Transcribe all of the material exactly. Any picture in it should be left out.

-=-=-

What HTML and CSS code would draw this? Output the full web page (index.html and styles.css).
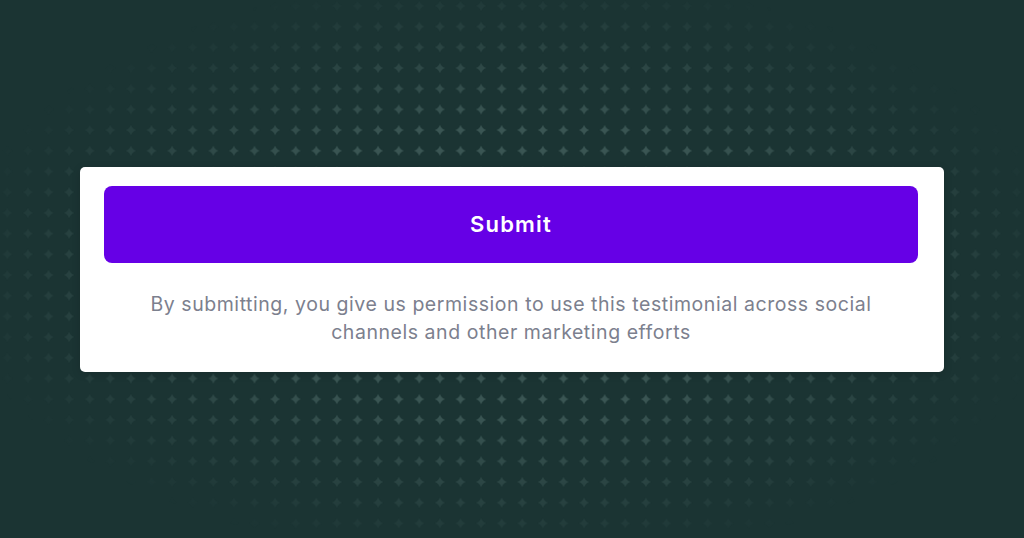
FILE: index.html
```html
<!DOCTYPE html>
<html lang="en">
<head>
  <meta charset="UTF-8" />
  <meta name="viewport" content="width=device-width, initial-scale=1.0"/>
  <title>Submit Testimonial</title>
  <link rel="stylesheet" href="styles.css">
</head>
<body>

  <svg class="stars" width="1024" height="538" aria-hidden="true">
    <defs>
      <path id="spark" d="M0,-5.2 Q1.2,-1.2 5.2,0 Q1.2,1.2 0,5.2 Q-1.2,1.2 -5.2,0 Q-1.2,-1.2 0,-5.2Z" fill="#3a5553"/>
      <pattern id="star" x="7.3" y="5.9" width="20.6" height="20.7" patternUnits="userSpaceOnUse">
        <use href="#spark"/>
        <use href="#spark" x="20.6"/>
        <use href="#spark" y="20.7"/>
        <use href="#spark" x="20.6" y="20.7"/>
      </pattern>
    </defs>
    <rect width="1024" height="538" fill="url(#star)"/>
  </svg>

  <div class="card">
    <button class="submit-btn" type="button">Submit</button>
    <p class="consent">By submitting, you give us permission to use this testimonial across social channels and other marketing efforts</p>
  </div>

</body>
</html>
```

FILE: styles.css
```css
* { box-sizing: border-box; }

html, body {
  height: 100%;
}

body {
  margin: 0;
  background: #1b3433;
  font-family: Inter, "Noto Sans", sans-serif;
  display: flex;
  align-items: center;
  justify-content: center;
  overflow: hidden;
}

.stars {
  position: absolute;
  top: 0;
  left: 0;
  -webkit-mask-image: radial-gradient(ellipse 560px 295px at 50% 50%, #000 50%, transparent 100%);
  mask-image: radial-gradient(ellipse 560px 295px at 50% 50%, #000 50%, transparent 100%);
}

.card {
  position: relative;
  width: 864px;
  background: #fff;
  border-radius: 5px;
  padding: 19px 26px 26px 24px;
  box-shadow: 0 2px 8px rgba(0, 0, 0, 0.15);
  text-align: center;
}

.submit-btn {
  display: block;
  width: 100%;
  height: 77px;
  background: #6600e6;
  color: #fff;
  border: none;
  border-radius: 8px;
  font-family: inherit;
  font-size: 22px;
  font-weight: 600;
  letter-spacing: 1.2px;
  cursor: pointer;
}

.consent {
  margin: 27px auto 0;
  max-width: 760px;
  color: #7c808e;
  font-size: 19.5px;
  letter-spacing: 0.55px;
  line-height: 28px;
}
```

-=-=-

**Answer to the task**
What HTML and CSS code would draw this? Output the full web page (index.html and styles.css).
FILE: index.html
```html
<!DOCTYPE html>
<html lang="en">
<head>
  <meta charset="UTF-8" />
  <meta name="viewport" content="width=device-width, initial-scale=1.0"/>
  <title>Submit Testimonial</title>
  <link rel="stylesheet" href="styles.css">
</head>
<body>

  <svg class="stars" width="1024" height="538" aria-hidden="true">
    <defs>
      <path id="spark" d="M0,-5.2 Q1.2,-1.2 5.2,0 Q1.2,1.2 0,5.2 Q-1.2,1.2 -5.2,0 Q-1.2,-1.2 0,-5.2Z" fill="#3a5553"/>
      <pattern id="star" x="7.3" y="5.9" width="20.6" height="20.7" patternUnits="userSpaceOnUse">
        <use href="#spark"/>
        <use href="#spark" x="20.6"/>
        <use href="#spark" y="20.7"/>
        <use href="#spark" x="20.6" y="20.7"/>
      </pattern>
    </defs>
    <rect width="1024" height="538" fill="url(#star)"/>
  </svg>

  <div class="card">
    <button class="submit-btn" type="button">Submit</button>
    <p class="consent">By submitting, you give us permission to use this testimonial across social channels and other marketing efforts</p>
  </div>

</body>
</html>
```

FILE: styles.css
```css
* { box-sizing: border-box; }

html, body {
  height: 100%;
}

body {
  margin: 0;
  background: #1b3433;
  font-family: Inter, "Noto Sans", sans-serif;
  display: flex;
  align-items: center;
  justify-content: center;
  overflow: hidden;
}

.stars {
  position: absolute;
  top: 0;
  left: 0;
  -webkit-mask-image: radial-gradient(ellipse 560px 295px at 50% 50%, #000 50%, transparent 100%);
  mask-image: radial-gradient(ellipse 560px 295px at 50% 50%, #000 50%, transparent 100%);
}

.card {
  position: relative;
  width: 864px;
  background: #fff;
  border-radius: 5px;
  padding: 19px 26px 26px 24px;
  box-shadow: 0 2px 8px rgba(0, 0, 0, 0.15);
  text-align: center;
}

.submit-btn {
  display: block;
  width: 100%;
  height: 77px;
  background: #6600e6;
  color: #fff;
  border: none;
  border-radius: 8px;
  font-family: inherit;
  font-size: 22px;
  font-weight: 600;
  letter-spacing: 1.2px;
  cursor: pointer;
}

.consent {
  margin: 27px auto 0;
  max-width: 760px;
  color: #7c808e;
  font-size: 19.5px;
  letter-spacing: 0.55px;
  line-height: 28px;
}
```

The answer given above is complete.